1. Always be salting. I grew up in the ’90s, when salt was the devil and margarine was something people actually paid money for—instead of throwing it into a dumpster where it belongs. Which means I always had this scary little voice in the back of my head screaming “NOOOOO” when my hands reached for the shaker (funny enough, these were the same hands that often shoveled entire not-individual-sized bags of Goldfish into my mouth in one sitting). But as I cooked through recipe after recipe, I realized that salting properly means going about 75 percent beyond your comfort zone, and building as you go.

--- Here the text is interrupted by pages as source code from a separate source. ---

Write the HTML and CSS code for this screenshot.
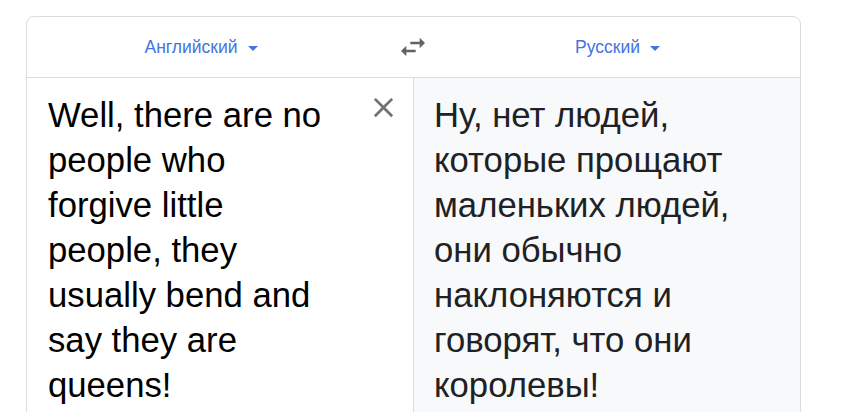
FILE: index.html
```html
<!DOCTYPE html>
<html lang="ru">
<head>
<meta charset="utf-8">
<title>Переводчик</title>
<link rel="stylesheet" href="styles.css">
</head>
<body>
<div class="card">
  <div class="lang-bar">
    <div class="lang lang-src">
      <span class="lang-name">Английский</span><span class="caret"></span>
    </div>
    <div class="swap">
      <svg width="32" height="32" viewBox="0 0 24 24"><path fill="currentColor" d="M6.99 11L3 15l3.99 4v-3H14v-2H6.99v-3zM21 9l-3.99-4v3H10v2h7.01v3L21 9z"/></svg>
    </div>
    <div class="lang lang-dst">
      <span class="lang-name">Русский</span><span class="caret"></span>
    </div>
  </div>
  <div class="panels">
    <div class="panel panel-src">
      <div class="text text-src">Well, there are no<br>people who<br>forgive little<br>people, they<br>usually bend and<br>say they are<br>queens!</div>
      <div class="clear">
        <svg width="33" height="33" viewBox="0 0 24 24"><path fill="currentColor" d="M19 6.41L17.59 5 12 10.59 6.41 5 5 6.41 10.59 12 5 17.59 6.41 19 12 13.41 17.59 19 19 17.59 13.41 12z"/></svg>
      </div>
    </div>
    <div class="panel panel-dst">
      <div class="text text-dst">Ну, нет людей, которые прощают маленьких людей, они обычно наклоняются и говорят, что они королевы!</div>
    </div>
  </div>
</div>
</body>
</html>
```

FILE: styles.css
```css
* { box-sizing: border-box; }
html, body { margin: 0; padding: 0; background: #fff; }
body { font-family: "Liberation Sans", Arial, sans-serif; }

.card {
  margin: 16px 0 0 26px;
  width: 775px;
  border: 1px solid #dadce0;
  border-radius: 8px;
  overflow: hidden;
  background: #fff;
}

.lang-bar {
  display: grid;
  grid-template-columns: 348px 76px 1fr;
  height: 61px;
  border-bottom: 1px solid #dadce0;
  align-items: center;
}
.lang {
  display: flex;
  align-items: center;
  justify-content: center;
  color: #4374e0;
  font-size: 17.5px;
  padding-top: 1px;
}
.lang-dst { padding-right: 16px; }
.lang-name { margin-right: 10px; }
.caret {
  width: 0;
  height: 0;
  border-left: 5px solid transparent;
  border-right: 5px solid transparent;
  border-top: 5px solid #4374e0;
  margin-top: 2px;
}
.swap {
  display: flex;
  justify-content: center;
  align-items: center;
  color: #5f6368;
}
.swap svg { display: block; }

.panels {
  display: flex;
  min-height: 340px;
}
.panel {
  font-size: 34.7px;
  line-height: 45px;
}
.panel-src {
  width: 387px;
  border-right: 1px solid #dadce0;
  display: flex;
  padding: 15px 13px 0 21px;
  color: #000;
}
.text-src { flex: 1; white-space: nowrap; }
.clear {
  color: #6f7378;
  margin-top: -2px;
}
.clear svg { display: block; }
.panel-dst {
  flex: 1;
  background: #f8f9fa;
  padding: 15px 50px 0 20px;
  color: #202124;
}
```
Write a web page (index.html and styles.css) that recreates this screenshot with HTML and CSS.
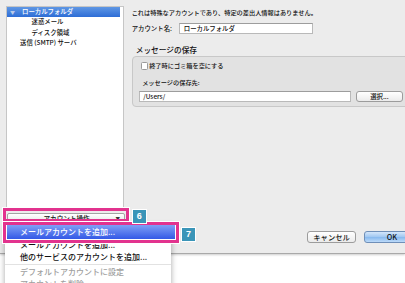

At no moment did this lesson become clearer than when I was making Basically’s Spaghetti Pomodoro, which instructed me to make my pasta-boiling water AS SALTY AS THE DAMN OCEAN. Surely that’s insane?? thought I. But I took a deep breath, closed my eyes, reached for the Morton canister, and poured. And you know what? It was the tastiest pasta I’ve ever made.
2. Read the whole recipe BEFORE you start cooking. File this one under lessons learned the hard way. The hard way being me going home starving at 7 p.m. to make a stew that ended up requiring not just about three hours of cook time but an additional 12 hours of chill time before it was actually ready to consume. I would have known this had I spent the literal two minutes it would have taken to read through the instructions before I flounced off to the grocery store to buy my chicken. But I did not. It was a disaster, and the next day on office Slack no one even felt sorry for me. “READ THE RECIPE ALL THE WAY THROUGH BEFORE YOU COOK, CADIGAN. RULE NUMBER ONE.” Oh.
3. Don’t use crappy equipment. For more years than I care to admit, I cooked my scrambled eggs in a scratched-up mini frying pan I’m pretty sure my ex-roommate purchased at the Dollar Store in 2010. My eggs never cooked right—and often had a kind of weird chemical-y aftertaste that I still fear has shortened my life by several years. But it’s not that I was bad at cooking eggs—it was that I was desperately in need of a new pan. Once I upgraded (my colleagues recommended this tried-and-true yet not-that-expensive Zwilling non-stick), everything changed. Now my eggs are fluffy and my heart soars free. The lesson? You don’t need to go out and blow all your money on top-of-the-line everything. But flimsy knives and too-small cutting boards are a form of masochism neither you nor I should abide, and this entire list of kitchen essentials costs less than $250.
4. Browning butter makes it better. As anyone who knows me knows, I love butter. Like, a lot. I slather it onto breads with a thickness most reserve for cheese (butter is better than cheese; fight me) and bury half a stick inside my mashed potatoes so I can tap into it later and watch it flow out like lava. Butter makes everything better. But until I made Chris Morocco’s famous Snickerdoodle Party Cookies, I’d never embarked on the adventure that is browning butter. The first time you try it, it may seem like something bad has happened, like maybe your Dollar Store pan is decomposing into itself and shedding poisonous faux metal bits into your melted butter pool, but no, those are the milk solids (milk solids! Look at me now!), and when browned on the stove they suddenly taste like your wildest, smokiest, nuttiest, fattiest dreams.
5. Cook to the indicator, not the time. One of the crappy equipment issues I can’t solve is the crappiness of my oven, because it is not technically my oven but my landlord’s and I cannot afford to buy one of my own. Which means the fact that the thing lies to me every day is beyond my control. “Four hundred degrees!” she says, and we both know it’s not true, because I was told to cook that chicken at 400 degrees for 35 minutes and it’s been 51 minutes and the thing will definitely poison us all if I take it out now. And therein lies this very important lesson: When you’re cooking, DO NOT rely on the cook time the recipe gives you. Instead, use the helpful indicators it provides right afterwards: “until golden,” “until the meat is almost falling off the bone,” “until the rice begins to crisp.” The indicators are your friends, even when your lying sack of shit oven is not.